Many in the working class can’t buy homes, can’t afford to go to college and don’t have health benefits, he said.

And young people entering the working world are becoming bitter; young people of all races.

“There is a diminished sense of white privilege in America,” Kitwana said.

Not much I have a problem with there.

Couple that with the fact that the younger generation is the first post-segregation population, Kitwana said white people’s attraction to hip-hop music was not unexpected.

Rock ‘n’ roll is no longer the music of rebels, and Kitwana said hip-hop is now the alternative, a common outlet for young people disgruntled by business as usual.

Yes, because we all know that mainstream hip-hop has such biting social commentary on subjects like violence and trying to get laid. The only example I can think of where hip-hop attempted any kind of social commentary is that Eminem song from a while back, which was extraordinarily embarrassing to watch.

Toward the end of his lecture, one woman asked hip-hop’s take on United States’ imperialism. The music genre was being treated like a political party.

Another student compared the hip-hop movement to the peace movement in the ’60s and ’70s

“I feel hip-hop has broken down race barriers,” Tyler Stahnke, 21, said. “The kids are sharing the same views now.”

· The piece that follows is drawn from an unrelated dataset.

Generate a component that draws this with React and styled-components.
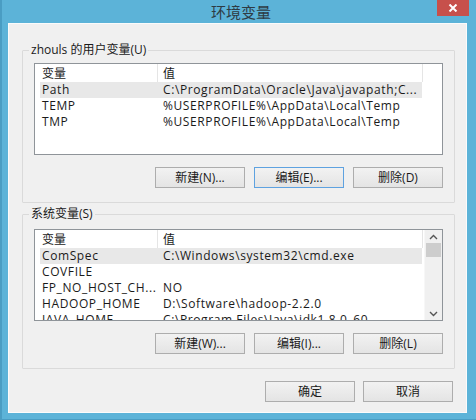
import React from "react";
import styled, { createGlobalStyle } from "styled-components";

const GlobalStyle = createGlobalStyle`
  html, body {
    margin: 0;
    padding: 0;
    background: #ffffff;
  }
  body {
    font-family: "Open Sans", "Noto Sans CJK SC", sans-serif;
  }
`;

const Window = styled.div`
  width: 476px;
  height: 420px;
  box-sizing: border-box;
  background: #5cb3d8;
  border-left: 2px solid #4a9dc3;
  border-bottom: 1px solid #4a9dc3;
  display: flex;
  flex-direction: column;
  position: relative;
`;

const TitleBar = styled.div`
  height: 23px;
  display: flex;
  align-items: center;
  justify-content: center;
  padding-left: 4px;
`;

const Title = styled.div`
  font-family: "Noto Sans CJK SC", sans-serif;
  font-size: 15px;
  color: #2e3b44;
  line-height: 23px;
`;

const CloseButton = styled.div`
  position: absolute;
  top: 0;
  right: 7px;
  width: 32px;
  height: 16px;
  background: #c7504b;
  display: flex;
  align-items: center;
  justify-content: center;
`;

const Client = styled.div`
  flex: 1;
  margin: 0 9px 6px 6px;
  background: #f0f0f0;
  border: 1px solid #fbfbfb;
  padding: 18px 11px 0 13px;
  display: flex;
  flex-direction: column;
`;

const Group = styled.fieldset`
  margin: 0 0 ${(p) => p.$gap || 0}px 0;
  padding: 0;
  min-width: 0;
  border: 1px solid #dadada;
  border-radius: 1px;
`;

const Legend = styled.legend`
  margin-left: 6px;
  padding: 0 2px;
  font-size: 12px;
  line-height: 16px;
  color: #1a1a1a;
`;

const GroupBody = styled.div`
  padding: ${(p) => p.$top}px 11px 14px 11px;
  display: flex;
  flex-direction: column;
`;

const List = styled.div`
  height: 92px;
  box-sizing: border-box;
  border: 1px solid #8f9499;
  background: #ffffff;
  display: flex;
  overflow: hidden;
`;

const ListMain = styled.div`
  flex: 1;
  display: flex;
  flex-direction: column;
  min-width: 0;
`;

const Header = styled.div`
  height: 18px;
  display: flex;
  font-size: 12px;
  color: #1a1a1a;
`;

const HeaderCell = styled.div`
  width: ${(p) => (p.$w ? `${p.$w}px` : "auto")};
  flex: ${(p) => (p.$w ? "none" : 1)};
  box-sizing: border-box;
  padding-left: ${(p) => p.$pad}px;
  border-right: ${(p) => (p.$w ? "1px solid #e5e5e5" : "none")};
  line-height: 18px;
  font-family: "Noto Sans CJK SC", sans-serif;
`;

const Row = styled.div`
  height: 16px;
  margin-left: 5px;
  width: 382px;
  display: flex;
  background: ${(p) => (p.$selected ? "#e8e8e8" : "transparent")};
  font-size: 12px;
  letter-spacing: 0.6px;
  line-height: 16px;
  color: #1a1a1a;
  flex-shrink: 0;
`;

const NameCell = styled.div`
  width: 117px;
  padding-left: 2px;
  box-sizing: border-box;
  white-space: nowrap;
  overflow: hidden;
`;

const ValueCell = styled.div`
  flex: 1;
  padding-left: 6px;
  white-space: nowrap;
  overflow: hidden;
`;

const ScrollBar = styled.div`
  width: 17px;
  background: #f0f0f0;
  border-left: 1px solid #f7f7f7;
  display: flex;
  flex-direction: column;
  align-items: center;
`;

const ArrowBox = styled.div`
  height: 13px;
  width: 100%;
  display: flex;
  align-items: center;
  justify-content: center;
`;

const Thumb = styled.div`
  width: 15px;
  height: 14px;
  background: #cdcdcd;
`;

const Track = styled.div`
  flex: 1;
`;

const ButtonRow = styled.div`
  display: flex;
  justify-content: flex-end;
  gap: ${(p) => p.$gap || 9}px;
  margin-top: ${(p) => p.$top || 12}px;
  padding-right: ${(p) => p.$right || 0}px;
`;

const Button = styled.button`
  width: 90px;
  height: 21px;
  box-sizing: border-box;
  border: 1px solid ${(p) => (p.$focused ? "#5ea2e0" : "#adadad")};
  background: linear-gradient(#f2f2f2, #e4e4e4);
  font-family: "Open Sans", "Noto Sans CJK SC", sans-serif;
  font-size: 12px;
  color: #1a1a1a;
  padding: 0;
  line-height: 19px;
  border-radius: 0;
`;

const Chevron = ({ up }) => (
  <svg width="9" height="6" viewBox="0 0 9 6">
    <polyline
      points={up ? "1,5 4.5,1.5 8,5" : "1,1 4.5,4.5 8,1"}
      fill="none"
      stroke="#555"
      strokeWidth="1.4"
    />
  </svg>
);

const userVars = [
  ["Path", "C:\\ProgramData\\Oracle\\Java\\javapath;C..."],
  ["TEMP", "%USERPROFILE%\\AppData\\Local\\Temp"],
  ["TMP", "%USERPROFILE%\\AppData\\Local\\Temp"],
];

const systemVars = [
  ["ComSpec", "C:\\Windows\\system32\\cmd.exe"],
  ["COVFILE", ""],
  ["FP_NO_HOST_CH...", "NO"],
  ["HADOOP_HOME", "D:\\Software\\hadoop-2.2.0"],
  ["JAVA_HOME", "C:\\Program Files\\Java\\jdk1.8.0_60"],
];

function VarList({ rows, scroll }) {
  return (
    <List>
      <ListMain>
        <Header>
          <HeaderCell $w={123} $pad={7}>变量</HeaderCell>
          <HeaderCell $w={265} $pad={5}>值</HeaderCell>
          {!scroll && <HeaderCell $pad={0} />}
        </Header>
        {rows.map(([name, value], i) => (
          <Row key={name} $selected={i === 0}>
            <NameCell>{name}</NameCell>
            <ValueCell>{value}</ValueCell>
          </Row>
        ))}
      </ListMain>
      {scroll && (
        <ScrollBar>
          <ArrowBox>
            <Chevron up />
          </ArrowBox>
          <Thumb />
          <Track />
          <ArrowBox>
            <Chevron />
          </ArrowBox>
        </ScrollBar>
      )}
    </List>
  );
}

export default function App() {
  return (
    <>
      <GlobalStyle />
      <Window>
        <TitleBar>
          <Title>环境变量</Title>
          <CloseButton>
            <svg width="10" height="8" viewBox="0 0 10 8">
              <path d="M1.5 0.5 L8.5 7.5 M8.5 0.5 L1.5 7.5" stroke="#fff" strokeWidth="2" />
            </svg>
          </CloseButton>
        </TitleBar>
        <Client>
          <Group $gap={3}>
            <Legend>zhouls 的用户变量(U)</Legend>
            <GroupBody $top={5}>
              <VarList rows={userVars} />
              <ButtonRow>
                <Button>新建(N)...</Button>
                <Button $focused>编辑(E)...</Button>
                <Button>删除(D)</Button>
              </ButtonRow>
            </GroupBody>
          </Group>
          <Group>
            <Legend>系统变量(S)</Legend>
            <GroupBody $top={7}>
              <VarList rows={systemVars} scroll />
              <ButtonRow>
                <Button>新建(W)...</Button>
                <Button>编辑(I)...</Button>
                <Button>删除(L)</Button>
              </ButtonRow>
            </GroupBody>
          </Group>
          <ButtonRow $gap={8} $top={12} $right={2}>
            <Button>确定</Button>
            <Button>取消</Button>
          </ButtonRow>
        </Client>
      </Window>
    </>
  );
}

I’ll give him the barriers thing, but for fuck’s sake, the peace movement? I guess I missed the condemnations of violence and materialism.

Said Kitwana: “Young people need to understand the power of hip-hop. A power corporate America does not control.”

Ok, then. Such non-corporate labels as Atlantic, Interscope, and Warner Bros. at the top of the charts, plus MTV and ClearChannel controlling the air waves. Yeah, corporate America doesn’t control hip-hop.

UPDATE: A clarification of Kitwani’s views, from another article about the talk. I don’t have the exact quote, but he did say the stuff on MTV is “not the real thing.” I still think it’s pure fantasy that underground hip-hop is attracting disaffected white kids in any significant way.